— START OF Data block —

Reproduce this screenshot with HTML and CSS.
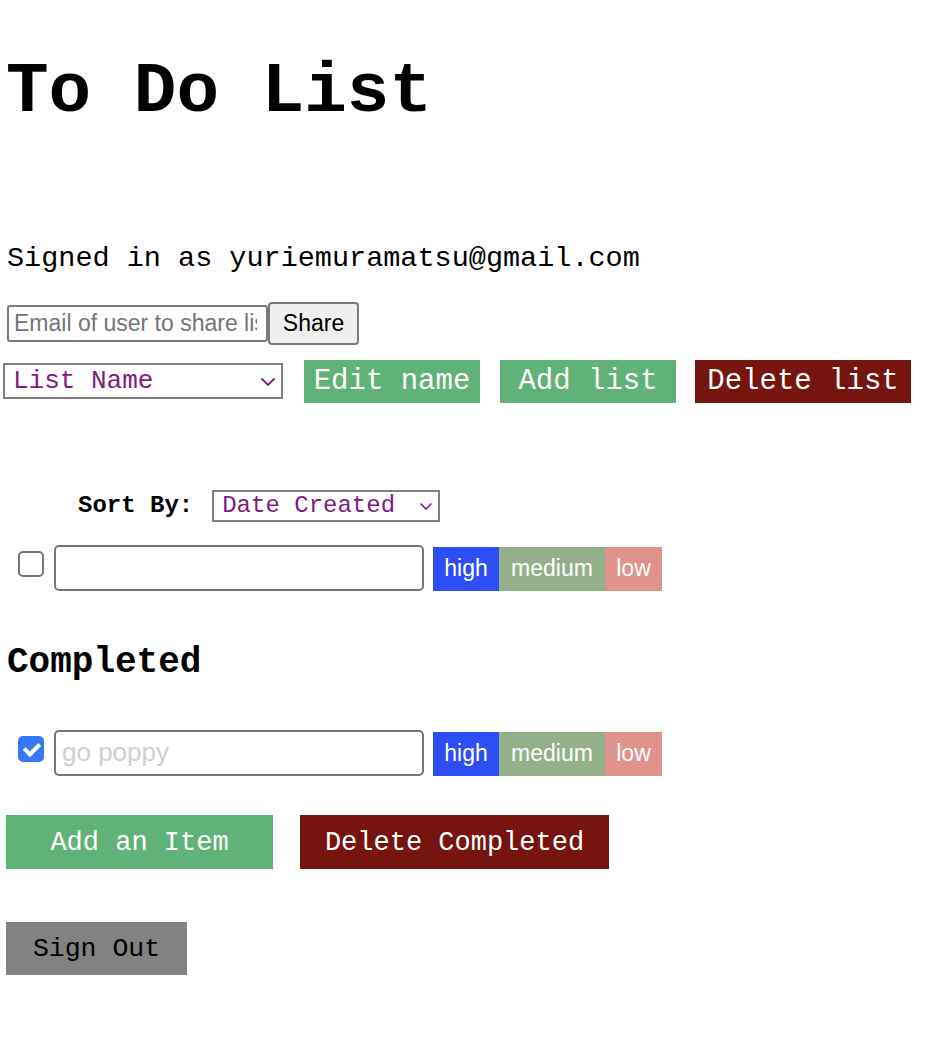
FILE: index.html
```html
<!DOCTYPE html>
<html lang="en">
<head>
<meta charset="utf-8">
<title>To Do List</title>
<link rel="stylesheet" href="styles.css">
</head>
<body>
<div class="page">
  <h1 class="title">To Do List</h1>
  <p class="signed">Signed in as yuriemuramatsu@gmail.com</p>

  <div class="share-row">
    <input class="share-input" type="text" placeholder="Email of user to share list with">
    <button class="share-btn">Share</button>
  </div>

  <div class="list-row">
    <div class="select-wrap list-select">
      <select class="select"><option>List Name</option></select>
      <svg class="chev" width="16" height="10" viewBox="0 0 16 10"><path d="M1.5 1.5 L8 8 L14.5 1.5" fill="none" stroke="#7f1a80" stroke-width="1.8"/></svg>
    </div>
    <button class="btn green btn-edit">Edit name</button>
    <button class="btn green btn-add">Add list</button>
    <button class="btn red btn-del">Delete list</button>
  </div>

  <div class="sort-row">
    <span class="sort-label">Sort By:</span>
    <div class="select-wrap sort-select">
      <select class="select"><option>Date Created</option></select>
      <svg class="chev" width="14" height="9" viewBox="0 0 14 9"><path d="M1.5 1.5 L7 7 L12.5 1.5" fill="none" stroke="#7f1a80" stroke-width="1.6"/></svg>
    </div>
  </div>

  <div class="item-row">
    <input class="check" type="checkbox">
    <input class="item-input" type="text">
    <div class="prio">
      <button class="pbtn high">high</button>
      <button class="pbtn medium">medium</button>
      <button class="pbtn low">low</button>
    </div>
  </div>

  <h2 class="completed">Completed</h2>

  <div class="item-row item-row-done">
    <input class="check" type="checkbox" checked>
    <input class="item-input done" type="text" value="go poppy">
    <div class="prio">
      <button class="pbtn high">high</button>
      <button class="pbtn medium">medium</button>
      <button class="pbtn low">low</button>
    </div>
  </div>

  <div class="action-row">
    <button class="btn green btn-additem">Add an Item</button>
    <button class="btn red btn-delcomp">Delete Completed</button>
  </div>

  <button class="btn gray btn-signout">Sign Out</button>
</div>
</body>
</html>
```

FILE: styles.css
```css
* { box-sizing: border-box; }

body {
  margin: 0;
  background: #fff;
  color: #000;
  font-family: "Liberation Mono", "Courier New", monospace;
}

.page {
  padding: 0 0 40px 6px;
}

.title {
  margin: 57px 0 0 0;
  font-size: 71px;
  line-height: 1;
  font-weight: bold;
}

.signed {
  margin: 117px 0 0 1px;
  font-size: 28.5px;
  line-height: 1;
}

.share-row {
  display: flex;
  align-items: center;
  margin-top: 28px;
  margin-left: 1px;
}

.share-input {
  width: 261px;
  height: 37px;
  border: 2px solid #7a7a7a;
  border-radius: 3px;
  padding: 0 9px 0 5px;
  font-family: "Liberation Sans", Arial, sans-serif;
  font-size: 23px;
  color: #000;
}
.share-input::placeholder { color: #757575; }

.share-btn {
  width: 91px;
  height: 43px;
  background: #efefef;
  border: 2px solid #7a7a7a;
  border-radius: 4px;
  font-family: "Liberation Sans", Arial, sans-serif;
  font-size: 23px;
  color: #000;
  padding: 0;
}

.list-row {
  display: flex;
  align-items: center;
  margin-top: 15px;
  margin-left: -3px;
}

.select-wrap {
  position: relative;
}

.select {
  appearance: none;
  -webkit-appearance: none;
  display: block;
  background: #fff;
  border: 2px solid #808080;
  border-radius: 0;
  color: #7f1a80;
  font-family: "Liberation Mono", "Courier New", monospace;
  padding: 0 0 0 8px;
  margin: 0;
}

.chev {
  position: absolute;
  pointer-events: none;
}

.list-select .select {
  width: 280px;
  height: 36px;
  font-size: 26px;
}
.list-select .chev { right: 7px; top: 14px; }

.btn {
  border: none;
  border-radius: 0;
  color: #fff;
  font-family: "Liberation Mono", "Courier New", monospace;
  padding: 0;
  display: flex;
  align-items: center;
  justify-content: center;
}

.green { background: #61b278; }
.red { background: #761410; }
.gray { background: #828282; color: #000; }

.btn-edit, .btn-add, .btn-del {
  height: 43px;
  font-size: 29px;
}
.btn-edit { width: 176px; margin-left: 21px; }
.btn-add { width: 176px; margin-left: 20px; }
.btn-del { width: 216px; margin-left: 19px; }

.sort-row {
  display: flex;
  align-items: center;
  margin-top: 87px;
  padding-left: 72px;
}

.sort-label {
  font-weight: bold;
  font-size: 24px;
  line-height: 1;
}

.sort-select { margin-left: 19px; }
.sort-select .select {
  width: 228px;
  height: 32px;
  font-size: 24px;
}
.sort-select .chev { right: 7px; top: 12px; }

.item-row {
  display: flex;
  align-items: center;
  margin-top: 23px;
}

.check {
  appearance: none;
  -webkit-appearance: none;
  width: 26px;
  height: 26px;
  margin: 0 0 0 12px;
  align-self: flex-start;
  margin-top: 6px;
  border: 2px solid #767676;
  border-radius: 5px;
  background: #fff;
  position: relative;
}
.check:checked {
  background: #3478f6;
  border-color: #3478f6;
}
.check:checked::after {
  content: "";
  position: absolute;
  left: 7px;
  top: 2px;
  width: 6px;
  height: 12px;
  border: solid #fff;
  border-width: 0 4px 4px 0;
  transform: rotate(45deg);
}

.item-input {
  width: 370px;
  height: 46px;
  margin-left: 10px;
  border: 2px solid #767676;
  border-radius: 5px;
  padding: 0 6px;
  font-family: "Liberation Sans", Arial, sans-serif;
  font-size: 26px;
  color: #000;
}
.item-input.done { color: #cfcfcf; }

.prio {
  display: flex;
  margin-left: 9px;
  margin-top: 2px;
}

.pbtn {
  height: 44px;
  border: none;
  border-radius: 0;
  padding: 0 11px;
  color: #fff;
  font-family: "Liberation Sans", Arial, sans-serif;
  font-size: 23px;
}
.high { background: #2d4ef5; width: 66px; }
.medium { background: #93b08a; width: 106px; }
.low { background: #e0928d; width: 57px; }

.completed {
  margin: 54px 0 0 1px;
  font-size: 36px;
  line-height: 1;
  font-weight: bold;
}

.item-row-done { margin-top: 49px; }

.action-row {
  display: flex;
  margin-top: 39px;
}

.btn-additem {
  width: 267px;
  height: 54px;
  font-size: 27px;
  padding-top: 3px;
}
.btn-delcomp {
  width: 309px;
  height: 54px;
  margin-left: 27px;
  font-size: 27px;
  padding-top: 3px;
}

.btn-signout {
  margin-top: 53px;
  width: 181px;
  height: 53px;
  font-size: 26.5px;
  padding-top: 2px;
}
```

— END OF Data block —

Task instructions:
Pick out the lines containing the string "with".

Correct result:
Reproduce this screenshot with HTML and CSS.
    <input class="share-input" type="text" placeholder="Email of user to share list with">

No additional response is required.